Dr. Ellis was PI on the grant "Statistical Analysis of Neurochemical Maps" (R21 MH60995, NIMH). Dr. Ellis's interests include multivariate analysis and statistical computing.
Dr. Ellis is interested in statistical prediction of suicide attempts, statistical computing, and instability of multivariate statistical methods.
Currently, Dr. Ellis is developing new statistical measures of high-order statistical dependence. When there are many variables this is a very challenging problems. However, a method called "concurrence topology" developed by Ellis is often successful in detecting interesting forms of high-order dependence. A paper by Arno Klein and Ellis applying this method to resting state fMRI data has recently been accepted for publication.

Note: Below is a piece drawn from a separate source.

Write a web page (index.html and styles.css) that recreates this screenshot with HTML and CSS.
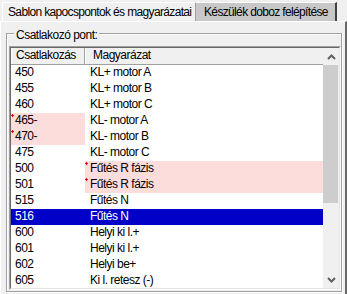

In a different direction, Ellis has discovered that for many multivariate statistical methods there are many data sets at which the method fails catastrophically. This had already been known to a limited extent, i.e., failure due to outliers or, in particular cases, due to ill conditioning of certain matrices. But Ellis has shown the extent of this problem is far greater than previously suspected. He is investigating the breadth and depth of the problem.